Task directions ->
Count every line in the data below where "this" occurs, then state that number and nothing more.
--- Entries supplied ---
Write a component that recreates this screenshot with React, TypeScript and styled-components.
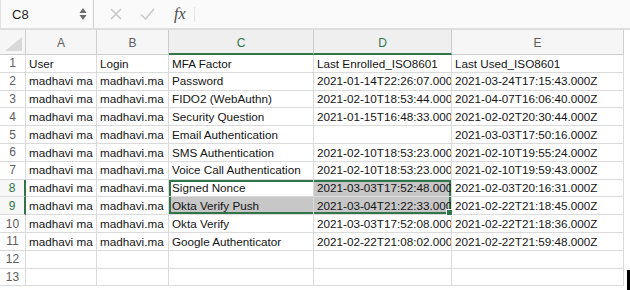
---
--- Entries supplied ---
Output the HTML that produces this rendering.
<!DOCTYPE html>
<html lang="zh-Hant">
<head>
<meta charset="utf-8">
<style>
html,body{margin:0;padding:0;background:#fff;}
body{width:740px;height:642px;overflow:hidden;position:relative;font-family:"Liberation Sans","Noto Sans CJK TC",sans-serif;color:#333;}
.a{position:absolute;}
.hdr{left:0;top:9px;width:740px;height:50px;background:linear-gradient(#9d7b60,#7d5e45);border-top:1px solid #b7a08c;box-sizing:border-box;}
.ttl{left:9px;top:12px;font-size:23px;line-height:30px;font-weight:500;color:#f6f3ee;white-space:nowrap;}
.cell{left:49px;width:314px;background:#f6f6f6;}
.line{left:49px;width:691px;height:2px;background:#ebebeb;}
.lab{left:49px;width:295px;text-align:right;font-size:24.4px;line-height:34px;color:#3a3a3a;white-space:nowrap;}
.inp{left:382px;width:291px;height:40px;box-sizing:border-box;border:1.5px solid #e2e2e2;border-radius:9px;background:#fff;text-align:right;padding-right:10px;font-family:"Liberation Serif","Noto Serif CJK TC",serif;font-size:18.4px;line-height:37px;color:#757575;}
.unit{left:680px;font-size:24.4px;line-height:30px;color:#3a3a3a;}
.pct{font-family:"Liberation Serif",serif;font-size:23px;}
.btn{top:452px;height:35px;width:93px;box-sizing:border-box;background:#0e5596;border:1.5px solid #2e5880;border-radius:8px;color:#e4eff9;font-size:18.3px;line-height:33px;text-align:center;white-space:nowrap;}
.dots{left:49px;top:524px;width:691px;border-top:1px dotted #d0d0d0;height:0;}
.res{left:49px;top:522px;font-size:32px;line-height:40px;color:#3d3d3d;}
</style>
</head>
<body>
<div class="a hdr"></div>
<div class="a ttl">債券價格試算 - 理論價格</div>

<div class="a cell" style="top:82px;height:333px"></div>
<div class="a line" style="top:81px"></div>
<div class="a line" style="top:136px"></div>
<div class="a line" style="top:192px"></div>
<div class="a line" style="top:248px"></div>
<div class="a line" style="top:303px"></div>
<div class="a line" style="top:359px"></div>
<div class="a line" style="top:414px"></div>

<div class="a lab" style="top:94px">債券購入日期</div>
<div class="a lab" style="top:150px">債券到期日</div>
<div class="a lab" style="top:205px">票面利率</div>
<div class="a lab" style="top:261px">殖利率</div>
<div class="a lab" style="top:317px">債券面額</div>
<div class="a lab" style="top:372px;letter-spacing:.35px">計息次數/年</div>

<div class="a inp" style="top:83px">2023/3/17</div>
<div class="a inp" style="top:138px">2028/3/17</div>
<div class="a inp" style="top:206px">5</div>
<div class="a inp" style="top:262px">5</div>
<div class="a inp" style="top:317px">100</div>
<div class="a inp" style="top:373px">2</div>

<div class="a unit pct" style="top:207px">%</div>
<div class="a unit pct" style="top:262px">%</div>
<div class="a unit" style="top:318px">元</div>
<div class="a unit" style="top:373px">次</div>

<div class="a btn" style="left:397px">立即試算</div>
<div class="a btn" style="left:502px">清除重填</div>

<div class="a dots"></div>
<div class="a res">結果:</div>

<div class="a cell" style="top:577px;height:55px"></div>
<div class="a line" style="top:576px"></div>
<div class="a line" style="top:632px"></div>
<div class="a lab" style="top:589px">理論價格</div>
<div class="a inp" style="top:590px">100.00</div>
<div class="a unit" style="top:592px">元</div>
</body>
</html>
---
Written solution ->
2